This method simultaneously optimizes the number and positions of sleep transistors and the power network's grids and wires for minimum area, maximum routeability with a given IR-drop target. With this automated method for synthesizing the power network, you can more easily take advantage of power gating to reduce leakage power consumption dramatically in SoCs.

Power-gating overview
Power gating uses low-leakage PMOS transistors as header switches to shut off power supplies to parts of a design in standby or sleep mode. (These sleep transistors can also be NMOS footer switches.) Inserting the sleep transistors splits the chip's power network into a permanent power network connected to the power supply and a virtual power network that drives the cells and can be turned off.

The quality of this complex power network is critical to the success of a power-gating design. Two of the most critical parameters are the IR-drop and the penalties in silicon area and routing resources. Adding 10 percent to the design's silicon area for the switch cells could result in a less competitive product or even failure in the market. . Overly conservative power routings would make a chip unroutable in a sub-90nm power-gating design where routing congestion issues are often observed.

Power gating can be implemented using cell- or cluster-based approaches or a distributed coarse-grained approach. Adding a sleep transistor to every cell that you want to turn off imposes a large area penalty, and individually gating the power of every cluster of cells creates timing issues introduced by inter-cluster voltage variation that are difficult to resolve. The coarse-grained approach implements the grid style sleep transistors which drives cells locally through shared virtual power networks (Figure 1). This approach is less sensitive to power/voltage/temperature (PVT) variation, introduces less IR-drop variation, and imposes a smaller area overhead than the cell- or cluster-based implementations. The method described in this article uses the coarse-grained approach.

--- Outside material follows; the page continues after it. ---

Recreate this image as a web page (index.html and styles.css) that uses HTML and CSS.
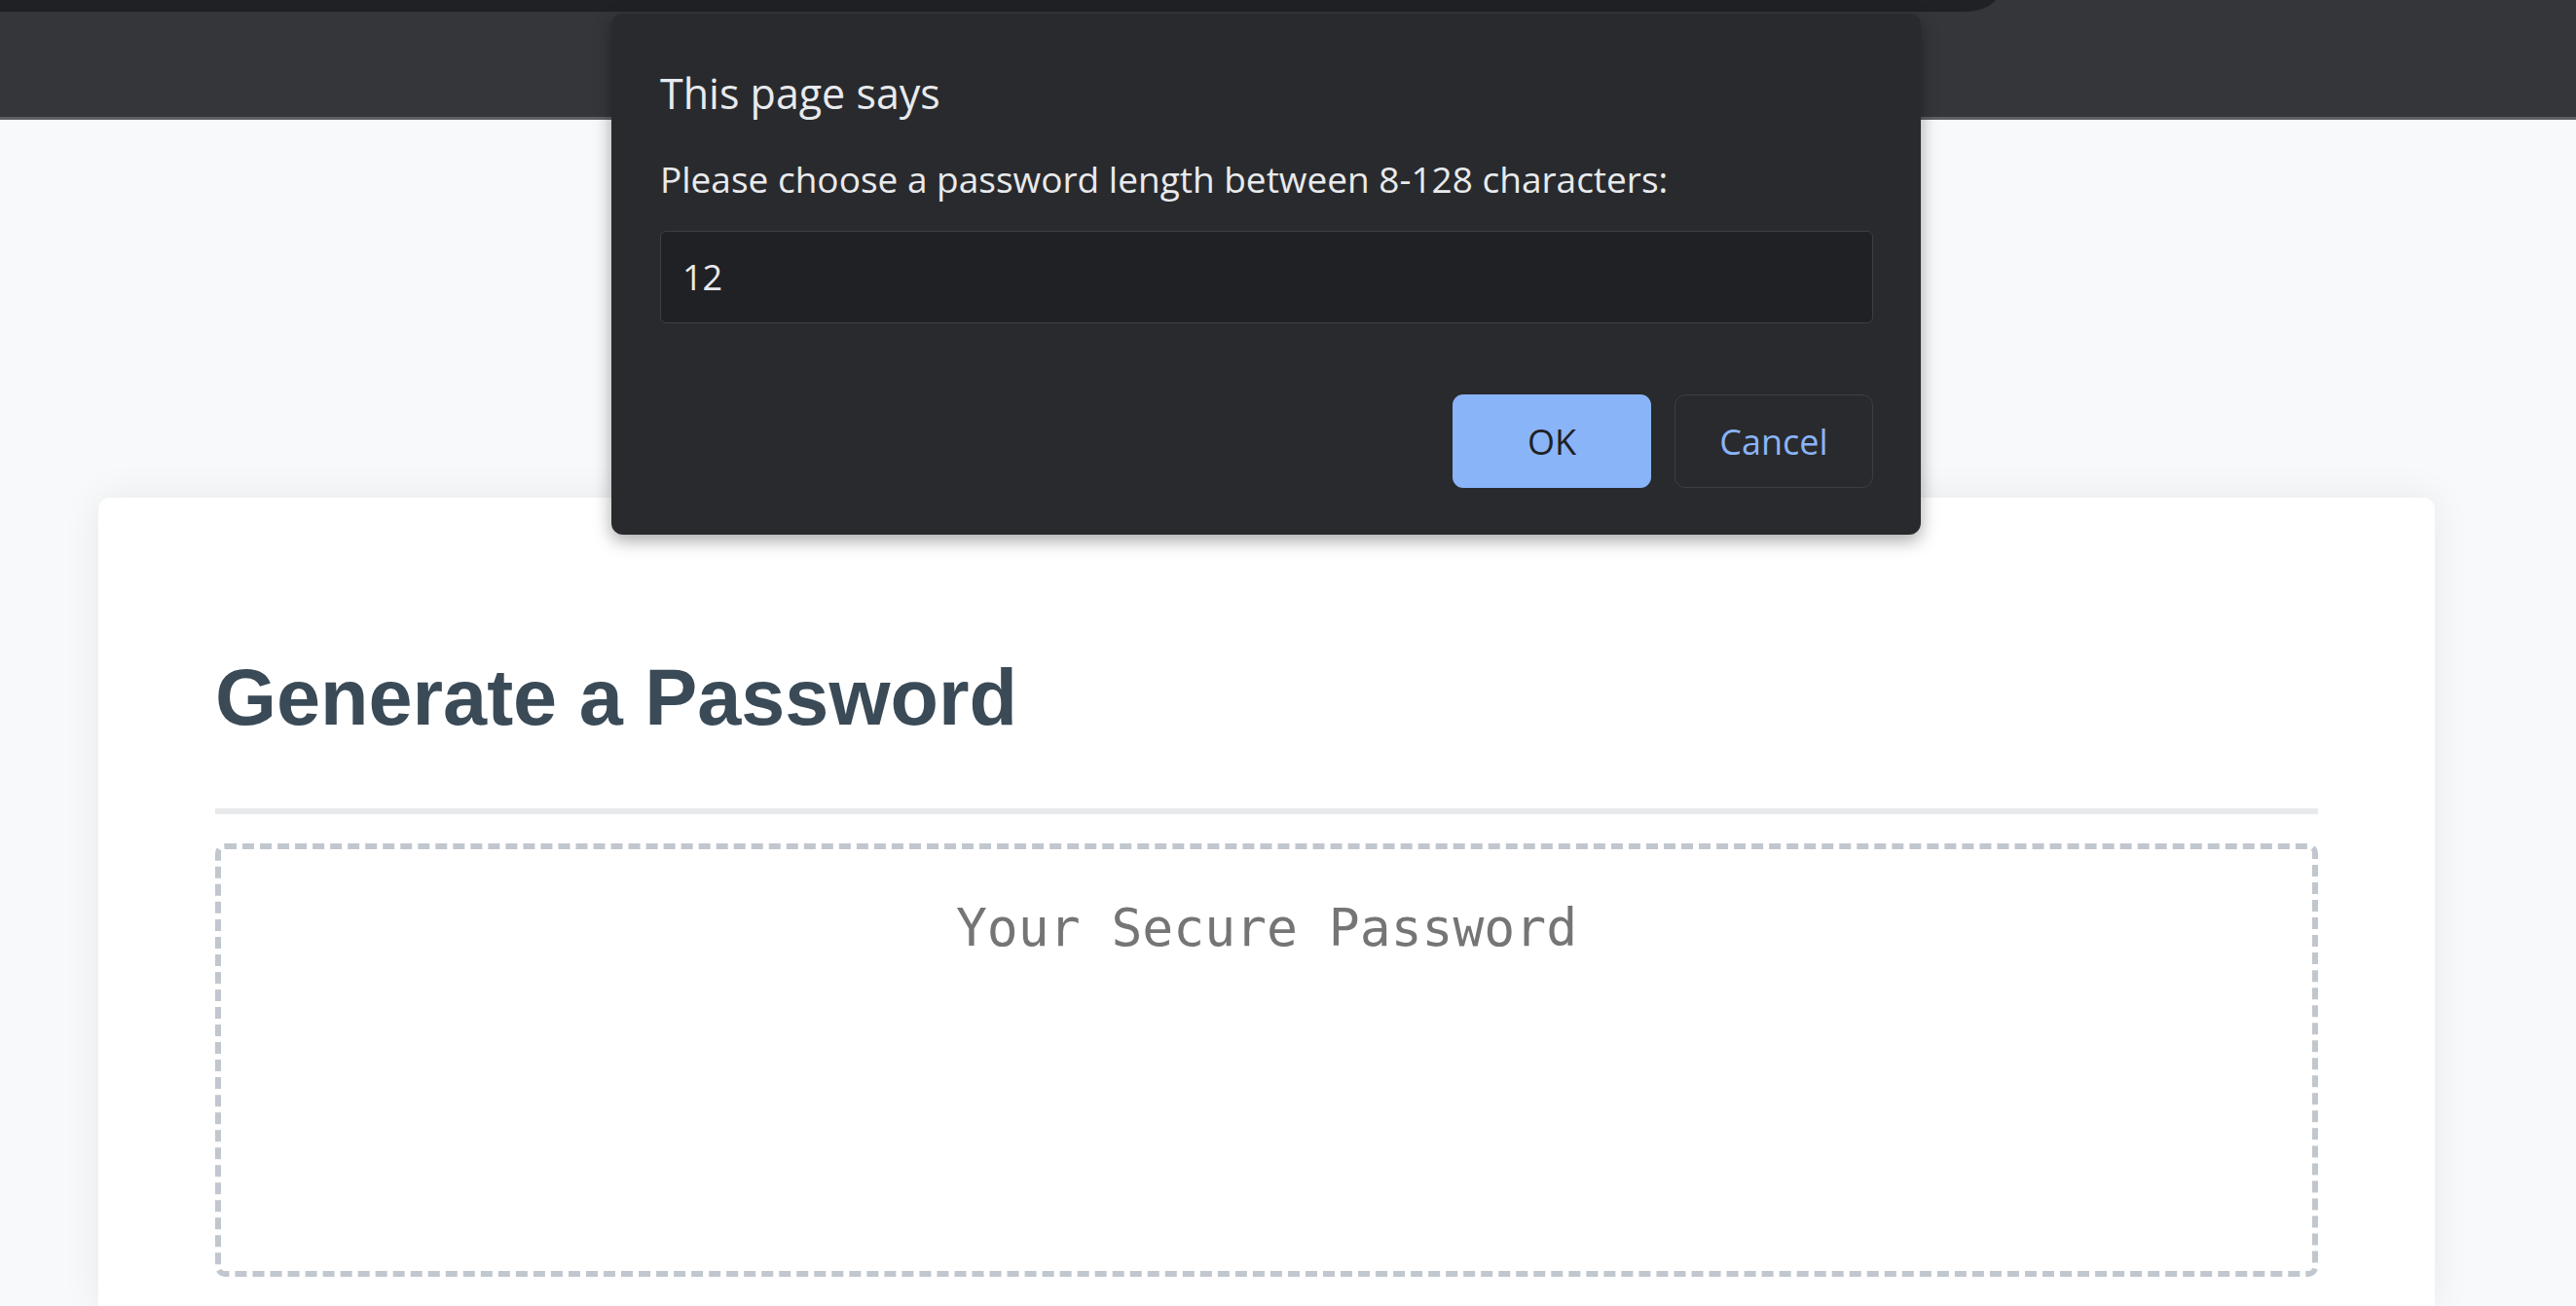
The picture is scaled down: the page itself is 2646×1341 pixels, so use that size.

1. The coarse-grained approach implements the grid style sleep transistors.

The fake-via method

To achieve simultaneous optimization of the number and position of sleep transistors as well as the power network, a fake-via method is introduced to model the channel resistance of a conducting sleep transistor as well as the transistor's placement and physical connections in the synthesis of a distributed coarse-grained power-gating network. Compared to a custom-designed, script-based implementation method used in many power-gating designs, the new method has produced significantly better sleep transistor power/ground networks with 65 percent reduction in sleep transistor area and an average 14 percent IR-drop reduction.

Figure 2 shows the resistances involved in the permanent VDD network (labeled VDD), the virtual VDD (VVDD) network, and the sleep transistors (modeled as vias: Rvia). As seen in Figure 2 the network branch resistance Rwire depends on the branch segment's length, width and thickness:

Rwire = ρ * l_s / w_s

where l_s and w_s are the length and the width of a branch segment of the network, respectively, and ρ is the sheet resistance per square.

2. The network branch resistance depends on the branch segment's length, width and thickness.

The current sources at the VVDD network nodes represent the worst-case current of the cells connected to the nodes. The fake via's resistance is the channel resistance of a conducting sleep transistor whose drain and source are biased at the defined sleep transistor IR drop target. Simulations of the sleep transistor channel resistance across different Vds bias points show that the resistance is not sensitive to Vds, so a constant resistance value provides a fairly accurate model.

To calculate the necessary voltage and current values for the network, you can use nodal analysis (NA) or modified nodal analysis (MNA) to find values for the equation:

Gx = b (Eq. 1)

where G is the conductance of the matrix, x is the vector of voltages at the nodes, and b is the vector containing the current signatures of the cells at the nodes. Solving this equation gives the voltage at each node in the power network. With the node voltages, you can calculate node IR drops and branch current density.